Another alternative is to follow highway E39 to Kringla. This is a (perhaps) quicker road, but the road along the fjord is more scenic. You can always drive via Kringla on your way back home.
Follow a forest road from the main road that leads to an old shooting range on the NW side of Lake 115m (Stemmevatnet). An old tractor road continues along the north shore of the lake, up to 160m elevation. From this point on, head straight north and seek to the left (west) when you reach high cliffs. It isn't difficult to advance up past these cliffs if you continue moving sideways and grab the first logical opportunity. Once above the cliffs, continue north until you are on the forest ridge.
When you get to two humps (both exceeding 380m elevation), keep moving NE until you reach the high point. If it is foggy, you may have problems locating the high point, which is (now) marked by three rocks. The UTM co-ordinates for the high point are 32 V 309197 6757098.
Return your ascent route or try to find a route down the west ridge.
I had just hiked Heinakken and was just supposed to "quickly bag" Kjerringefjellet before I headed back to Bergen. It was raining light and it wasn't the best of days. It seemed very logical that I should hike Kjerringefjellet from Lake Midtkviltjørna (which was also the Heinakken trailhead), and I forgot to check alternatives. If I had taken a look at the map, I definitely would have hiked from Furebotn on the NE side.
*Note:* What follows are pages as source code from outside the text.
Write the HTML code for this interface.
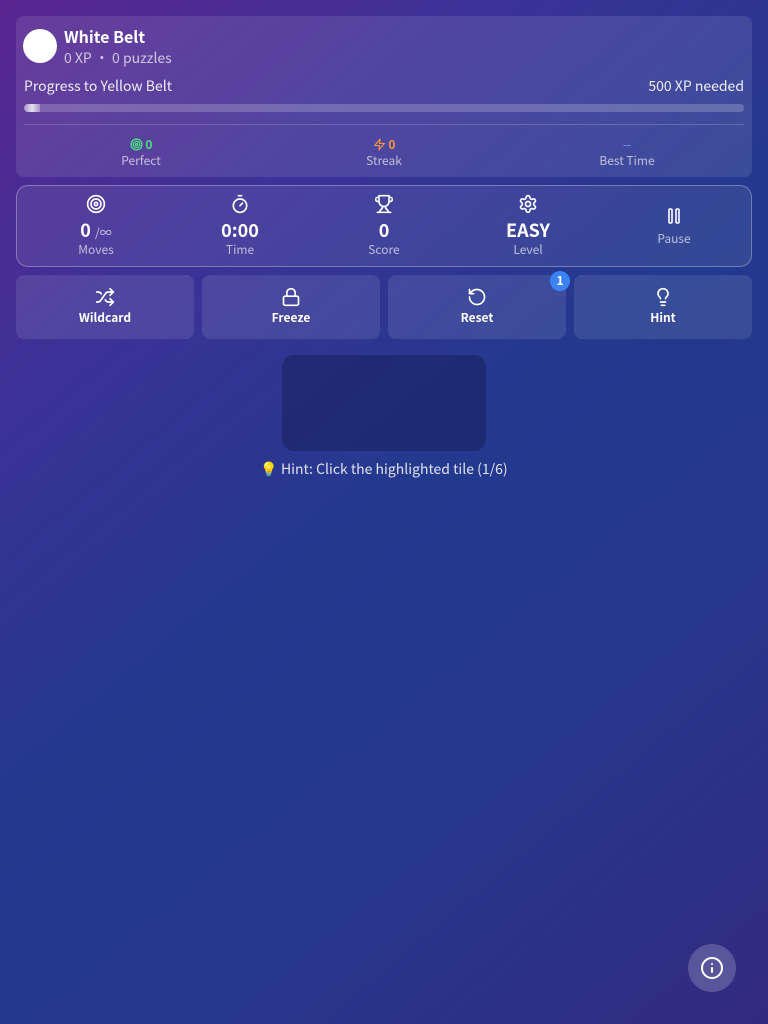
<!DOCTYPE html>
<html><head><meta charset="utf-8"><style>
*{box-sizing:border-box;margin:0;padding:0}
body{width:768px;height:1024px;overflow:hidden;font-family:"Noto Sans CJK SC","Liberation Sans",sans-serif;color:#fff;background:linear-gradient(140deg,#5a2590 0%,#3b3297 25%,#22398e 50%,#27368a 75%,#322a80 100%);position:relative}
svg{stroke-linecap:round;stroke-linejoin:round}
.card{position:absolute;left:16px;width:736px;background:rgba(255,255,255,.1);border-radius:8px}
.abs{position:absolute}
.c{text-align:center}
.lbl{font-size:12px;color:rgba(255,255,255,.65)}
.btn{position:absolute;top:275px;width:178px;height:64px;background:rgba(255,255,255,.1);border-radius:8px;text-align:center;font-size:12px;font-weight:bold}
.btn svg{display:block;margin:12px auto 0}
</style></head><body>
<div class="card" style="top:16px;height:161px">
  <div class="abs" style="left:7px;top:13px;width:34px;height:34px;border-radius:50%;background:#fff"></div>
  <div class="abs" style="left:48px;top:8px;font-size:16px;font-weight:bold;line-height:24px">White Belt</div>
  <div class="abs" style="left:48px;top:32px;font-size:14px;line-height:20px;color:rgba(255,255,255,.7)">0 XP • 0 puzzles</div>
  <div class="abs" style="left:8px;top:60px;font-size:14px;line-height:20px;color:rgba(255,255,255,.9)">Progress to Yellow Belt</div>
  <div class="abs" style="right:8px;top:60px;font-size:14px;line-height:20px;color:rgba(255,255,255,.9)">500 XP needed</div>
  <div class="abs" style="left:8px;top:88px;width:720px;height:8px;border-radius:4px;background:rgba(255,255,255,.2);overflow:hidden"><div style="width:16px;height:8px;background:linear-gradient(90deg,rgba(255,255,255,.3),rgba(255,255,255,.8),rgba(255,255,255,.3))"></div></div>
  <div class="abs" style="left:8px;top:108px;width:720px;height:1px;background:rgba(255,255,255,.2)"></div>
  <div class="abs c" style="left:65px;top:121px;width:120px">
    <div style="font-size:12px;line-height:16px;color:#4ade80;font-weight:bold"><svg width="13" height="13" viewBox="0 0 24 24" fill="none" stroke="#4ade80" stroke-width="2.5" style="vertical-align:-2px"><circle cx="12" cy="12" r="10"/><circle cx="12" cy="12" r="6"/><circle cx="12" cy="12" r="2"/></svg> 0</div>
    <div class="lbl" style="line-height:16px">Perfect</div></div>
  <div class="abs c" style="left:308px;top:121px;width:120px">
    <div style="font-size:12px;line-height:16px;color:#fb923c;font-weight:bold"><svg width="13" height="13" viewBox="0 0 24 24" fill="none" stroke="#fb923c" stroke-width="2.2" style="vertical-align:-2px"><path d="M13 2L3 14h9l-1 8 10-12h-9l1-8z"/></svg> 0</div>
    <div class="lbl" style="line-height:16px">Streak</div></div>
  <div class="abs c" style="left:551px;top:121px;width:120px">
    <div style="font-size:12px;line-height:16px;color:#7aa2f7">--</div>
    <div class="lbl" style="line-height:16px">Best Time</div></div>
</div>
<div class="abs" style="left:16px;top:185px;width:736px;height:82px;border:1px solid rgba(255,255,255,.3);border-radius:12px;background:rgba(255,255,255,.08)">
  <div class="abs c" style="left:8px;top:8px;width:142px">
    <svg width="20" height="20" viewBox="0 0 24 24" fill="none" stroke="#fff" stroke-width="2"><circle cx="12" cy="12" r="10"/><circle cx="12" cy="12" r="6"/><circle cx="12" cy="12" r="2"/></svg>
    <div style="font-size:18px;font-weight:bold;line-height:22px;height:22px">0 <span style="font-size:12px;font-weight:normal;color:rgba(255,255,255,.7)">/∞</span></div>
    <div class="lbl" style="line-height:18px">Moves</div></div>
  <div class="abs c" style="left:152px;top:8px;width:142px">
    <svg width="20" height="20" viewBox="0 0 24 24" fill="none" stroke="#fff" stroke-width="2"><line x1="10" y1="2" x2="14" y2="2"/><line x1="12" y1="14" x2="15" y2="11"/><circle cx="12" cy="14" r="8"/></svg>
    <div style="font-size:18px;font-weight:bold;line-height:22px">0:00</div>
    <div class="lbl" style="line-height:18px">Time</div></div>
  <div class="abs c" style="left:296px;top:8px;width:142px">
    <svg width="20" height="20" viewBox="0 0 24 24" fill="none" stroke="#fff" stroke-width="2"><path d="M6 9H4.5a2.5 2.5 0 0 1 0-5H6M18 9h1.5a2.5 2.5 0 0 0 0-5H18M4 22h16M10 14.7V17c0 .6-.5 1-1 1.2C7.9 18.8 7 20.2 7 22M14 14.7V17c0 .6.5 1 1 1.2 1.1.5 2 2 2 3.8M18 2H6v7a6 6 0 0 0 12 0V2z"/></svg>
    <div style="font-size:18px;font-weight:bold;line-height:22px">0</div>
    <div class="lbl" style="line-height:18px">Score</div></div>
  <div class="abs c" style="left:440px;top:8px;width:142px">
    <svg width="20" height="20" viewBox="0 0 24 24" fill="none" stroke="#fff" stroke-width="2"><path d="M12.2 2h-.4a2 2 0 0 0-2 2v.2a2 2 0 0 1-1 1.7l-.4.3a2 2 0 0 1-2 0l-.2-.1a2 2 0 0 0-2.7.7l-.2.4a2 2 0 0 0 .7 2.7l.2.1a2 2 0 0 1 1 1.7v.5a2 2 0 0 1-1 1.7l-.2.1a2 2 0 0 0-.7 2.7l.2.4a2 2 0 0 0 2.7.7l.2-.1a2 2 0 0 1 2 0l.4.3a2 2 0 0 1 1 1.7v.2a2 2 0 0 0 2 2h.4a2 2 0 0 0 2-2v-.2a2 2 0 0 1 1-1.7l.4-.3a2 2 0 0 1 2 0l.2.1a2 2 0 0 0 2.7-.7l.2-.4a2 2 0 0 0-.7-2.7l-.2-.1a2 2 0 0 1-1-1.7v-.5a2 2 0 0 1 1-1.7l.2-.1a2 2 0 0 0 .7-2.7l-.2-.4a2 2 0 0 0-2.7-.7l-.2.1a2 2 0 0 1-2 0l-.4-.3a2 2 0 0 1-1-1.7V4a2 2 0 0 0-2-2z"/><circle cx="12" cy="12" r="3"/></svg>
    <div style="font-size:18px;font-weight:bold;line-height:22px">EASY</div>
    <div class="lbl" style="line-height:18px">Level</div></div>
  <div class="abs c" style="left:586px;top:20px;width:142px">
    <svg width="16" height="18" viewBox="0 0 16 18" fill="none" stroke="#fff" stroke-width="1.6"><rect x="3" y="2" width="3" height="14" rx="1"/><rect x="10" y="2" width="3" height="14" rx="1"/></svg>
    <div class="lbl" style="line-height:18px;font-size:12px">Pause</div></div>
</div>
<div class="btn" style="left:16px"><svg width="20" height="20" viewBox="0 0 24 24" fill="none" stroke="#fff" stroke-width="2"><path d="M2 18h1.4c1.3 0 2.5-.6 3.300-1.7l6.1-8.6c.7-1.1 2-1.7 3.3-1.7H22"/><path d="m18 2 4 4-4 4"/><path d="M2 6h1.9c1.5 0 2.9.9 3.6 2.2"/><path d="M22 18h-5.9c-1.3 0-2.6-.7-3.3-1.8l-.5-.8"/><path d="m18 14 4 4-4 4"/></svg><div style="margin-top:2px">Wildcard</div></div>
<div class="btn" style="left:202px"><svg width="20" height="20" viewBox="0 0 24 24" fill="none" stroke="#fff" stroke-width="2"><rect x="3" y="11" width="18" height="11" rx="2"/><path d="M7 11V7a5 5 0 0 1 10 0v4"/></svg><div style="margin-top:2px">Freeze</div></div>
<div class="btn" style="left:388px"><svg width="20" height="20" viewBox="0 0 24 24" fill="none" stroke="#fff" stroke-width="2"><path d="M3 12a9 9 0 1 0 9-9 9.75 9.75 0 0 0-6.74 2.74L3 8"/><path d="M3 3v5h5"/></svg><div style="margin-top:2px">Reset</div></div>
<div class="abs c" style="left:550px;top:271px;width:20px;height:20px;border-radius:50%;background:#3b82f6;font-size:12px;font-weight:bold;line-height:20px">1</div>
<div class="btn" style="left:574px"><svg width="20" height="20" viewBox="0 0 24 24" fill="none" stroke="#fff" stroke-width="2"><path d="M15 14c.2-1 .7-1.7 1.5-2.5 1-.9 1.5-2.2 1.5-3.5A6 6 0 0 0 6 8c0 1 .2 2.2 1.5 3.5.7.7 1.3 1.5 1.5 2.5"/><path d="M9 18h6M10 22h4"/></svg><div style="margin-top:2px">Hint</div></div>
<div class="abs" style="left:282px;top:355px;width:204px;height:96px;border-radius:12px;background:rgba(25,35,95,.6)"></div>
<div class="abs c" style="left:0;top:458px;width:768px;font-size:14px;line-height:22px;color:rgba(255,255,255,.85)"><span style="color:#facc15">💡</span> Hint: Click the highlighted tile (1/6)</div>
<div class="abs" style="left:688px;top:944px;width:48px;height:48px;border-radius:50%;background:rgba(255,255,255,.2)"><svg style="position:absolute;left:12px;top:12px" width="24" height="24" viewBox="0 0 24 24" fill="none" stroke="#fff" stroke-width="2"><circle cx="12" cy="12" r="10"/><path d="M12 16v-4"/><path d="M12 8h.01"/></svg></div>
</body></html>
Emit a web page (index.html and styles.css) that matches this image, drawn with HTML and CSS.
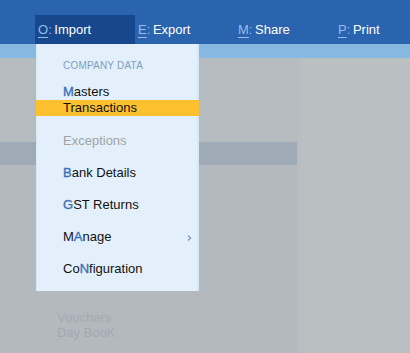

But I didn't, and when I noticed the road to the old shooting range I had already made up my mind. I wanted to leave my dachshund "Troll" in the car. He didn't seem very interesting in walking on Heinakken, and it would be good to take on this forest hill without the additional 8Kg on the back. I drove to the shooting range, which was a questionable thing to do. On more than one occasion, I had to get out of the car and check if I still would have oil by the time I parked the car.
A swarm of flies seemed to have followed me from Heinakken, and as I would have to leave the car window open when leaving the dog behind, I pictured myself beating up flies all the way back to Bergen. I don't like flies. I hate them so much that I decided to carry Troll all the way up to Kjerringefjellet.
I had mentally prepared for a forest fight worth remembering, and was a surprised when I noticed an old tractor road following the north shore of Lake 115m. But after a while it ended, and I had 200 vertical meters of bush war ahead of me. I'm not a stranger to this and let the war begin.
The flies followed my journey up the forest. The question was natural; do I hate flies more than juniper bush? Yes, I do. When I reached a cliffband that didn't seem to have an end to it, I nodded "of course!". There wouldn't be a forest fight without cliffs. After searching for a way up and some light scrambling, I had beaten the obstacles and could now focus on locating the high point. When I reached the point that I believed to be the high point, I checked witht the GPS. After confirmation, I announced that Kjerringefjellet was "in the bag". The time was now 13:00PM sharp, and it had taken me 55 minutes to the top.
Troll didn't seem to want to get out of the backpack. I could hear a series of AP .. AP .. AP sounds from the backpack. This was Troll trying (without apparent luck) to catch flies with his mouth. There would be no break on top. I turned around, with the ambition to follow the west ridge all the way down. But at 260m elevation, I stumbled onto something that looked like a path going south. I followed it for a few minutes, but it vanished just as sudden as it appeared. A long cliffband prevented me from getting back onto the west ridge, so I just kept on descending the forest. This course took me back to the tractor road down by the lake, and by 13:35PM, the hike was over. Two more Masfjorden hills were now "in the bag", and I could go home.